The tragedy isn’t that Russia has brainwashed its people to believe we’re all Nazis. The tragedy is that probably half of the Russian population are normal people, the same way not all Americans are MAGA retards. But nothing can go back to how it was before 2022. Or before 2014, 2013… because Russia’s discontent with Ukraine started with Maidan (or Euromaidan, by its other name).

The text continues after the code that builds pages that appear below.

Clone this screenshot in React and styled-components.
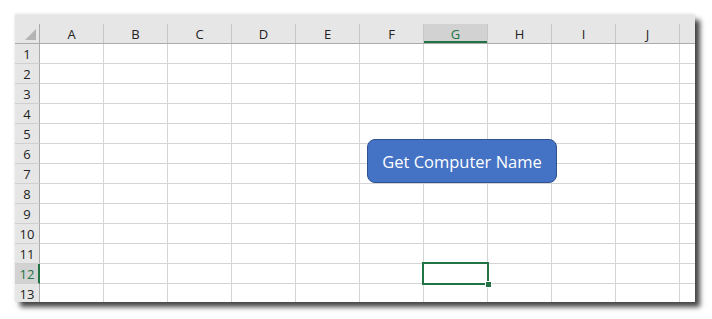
import React from 'react';
import styled, {createGlobalStyle} from 'styled-components';

const GlobalStyle = createGlobalStyle`
  html, body {
    margin: 0;
    padding: 0;
    background: #ffffff;
  }
  body {
    font-family: "Open Sans", "DejaVu Sans", sans-serif;
  }
`

// K is only partly in view, so its letter stays off screen
const columns = ['A', 'B', 'C', 'D', 'E', 'F', 'G', 'H', 'I', 'J', 'K']
const visibleLabels = columns.length - 1
const rows = Array.from({length: 13}, (_, i) => i + 1)
const selectedCol = 'G'
const selectedRow = 12

const Page = styled.div`
  width: 712px;
  height: 319px;
  padding: 15px 0 0 15px;
  box-sizing: border-box;
`

const Sheet = styled.div`
  position: relative;
  width: 680px;
  height: 287px;
  background: #ffffff;
  box-shadow: 0 -1px 3px rgba(0, 0, 0, 0.12), 5px 5px 5px rgba(0, 0, 0, 0.72);
`

const Viewport = styled.div`
  width: 100%;
  height: 100%;
  overflow: hidden;
`

const Grid = styled.div`
  display: grid;
  grid-template-columns: 25px repeat(${columns.length}, 64px);
  grid-template-rows: 29px repeat(${rows.length}, 20px);
`

const HeaderCell = styled.div`
  display: flex;
  align-items: flex-end;
  background: #e6e6e6;
  border-bottom: 1px solid #ababab;
  box-sizing: border-box;
`

const HeaderLabel = styled.div`
  flex: 1;
  height: 19px;
  display: flex;
  align-items: center;
  justify-content: center;
  box-sizing: border-box;
  border-right: 1px solid ${p => (p.$corner ? '#ababab' : '#c6c6c6')};
  background: ${p => (p.$selected ? '#d2d2d2' : 'transparent')};
  box-shadow: ${p => (p.$selected ? 'inset 0 -2px 0 #217346' : 'none')};
  color: ${p => (p.$selected ? '#217346' : '#222222')};
  font-size: 13px;
  padding-top: 1px;
`

const CornerLabel = styled(HeaderLabel)`
  justify-content: flex-end;
  align-items: flex-end;
  padding: 0 3px 3px 0;
`

const Triangle = styled.div`
  width: 0;
  height: 0;
  border-left: 11px solid transparent;
  border-bottom: 11px solid #b4b4b4;
`

const RowHeader = styled.div`
  display: flex;
  align-items: center;
  justify-content: center;
  box-sizing: border-box;
  background: ${p => (p.$selected ? '#d2d2d2' : '#e6e6e6')};
  border-bottom: 1px solid #d0d0d0;
  border-right: ${p => (p.$selected ? '2px solid #217346' : '1px solid #ababab')};
  color: ${p => (p.$selected ? '#217346' : '#222222')};
  font-size: 13px;
  padding-left: ${p => (p.$selected ? '1px' : '0')};
`

const Cell = styled.div`
  box-sizing: border-box;
  border-right: 1px solid #d4d4d4;
  border-bottom: 1px solid #d4d4d4;
`

const ActiveCell = styled.div`
  position: absolute;
  left: 407px;
  top: 247px;
  width: 67px;
  height: 23px;
  box-sizing: border-box;
  border: 2px solid #217346;
`

const FillHandle = styled.div`
  position: absolute;
  right: -5px;
  bottom: -5px;
  width: 5px;
  height: 5px;
  background: #217346;
  border: 1px solid #ffffff;
`

const ShapeButton = styled.button`
  position: absolute;
  left: 352px;
  top: 124px;
  width: 190px;
  height: 44px;
  box-sizing: border-box;
  background: #4472c4;
  border: 1px solid #2f528f;
  border-radius: 8px;
  color: #ffffff;
  font-family: "Open Sans", "DejaVu Sans", sans-serif;
  font-size: 16.5px;
  padding: 0;
  cursor: pointer;
`

const App = () => {
    return (
        <>
            <GlobalStyle/>
            <Page>
                <Sheet>
                    <Viewport>
                        <Grid>
                            <HeaderCell>
                                <CornerLabel $corner>
                                    <Triangle/>
                                </CornerLabel>
                            </HeaderCell>
                            {columns.map((col, i) => (
                                <HeaderCell key={col}>
                                    <HeaderLabel $selected={col === selectedCol}>
                                        {i < visibleLabels ? col : ''}
                                    </HeaderLabel>
                                </HeaderCell>
                            ))}
                            {rows.map(row => (
                                <React.Fragment key={row}>
                                    <RowHeader $selected={row === selectedRow}>{row}</RowHeader>
                                    {columns.map(col => <Cell key={col + row}/>)}
                                </React.Fragment>
                            ))}
                        </Grid>
                    </Viewport>
                    <ShapeButton>Get Computer Name</ShapeButton>
                    <ActiveCell>
                        <FillHandle/>
                    </ActiveCell>
                </Sheet>
            </Page>
        </>
    );
};

export default App;
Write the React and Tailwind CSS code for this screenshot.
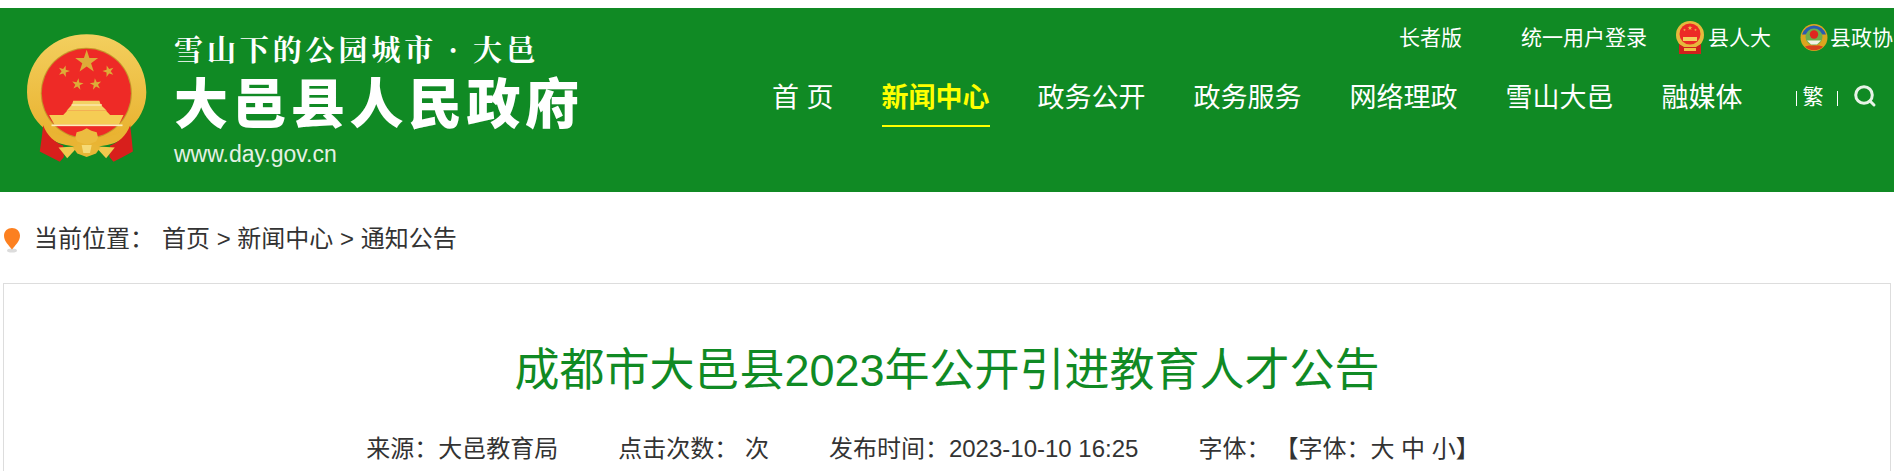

Among the many sources of video information regarding today’s Russia (including YT channels such as Russian Media Monitor, Steve Rosenberg’s press reviews, the occasional HEADSHOT interviews, and many other channels), I watched over time several channels of people from Moldova or from Romania who moved to Russia years ago, long before this war. They’re now Russian citizens with dual citizenship. I explored those channels, trying to understand, to comprehend the way their judgment was affected by living in that country. I’m not a sociologist, but the topic is fascinating. Some such people managed to isolate themselves from politics, somewhat similarly to how people tried to ignore the Communist propaganda, except that today’s Russians trust the West much less than they did in the times of the USSR. So the propaganda won. That apart, life in some regions looks almost like in a normal country. Without Russia’s actions from 2014 and 2022, I suppose Russia would have had even more the appearance of a normal country, despite the obvious dictatorship. Did you know that life in the small city of Oryol has an incredible appearance of normality? This is literally unbelievable.

Regardless of how the war in Ukraine ends, it will be nasty for us. So let’s just enjoy the small pleasures of life; let’s cultivate our curiosity for technology, culture, art, and whatever else we can still enjoy while we still can.
I should resolve to never write again about politics on the blog. Let’s take this blog back to Linux, AI, and similar shit.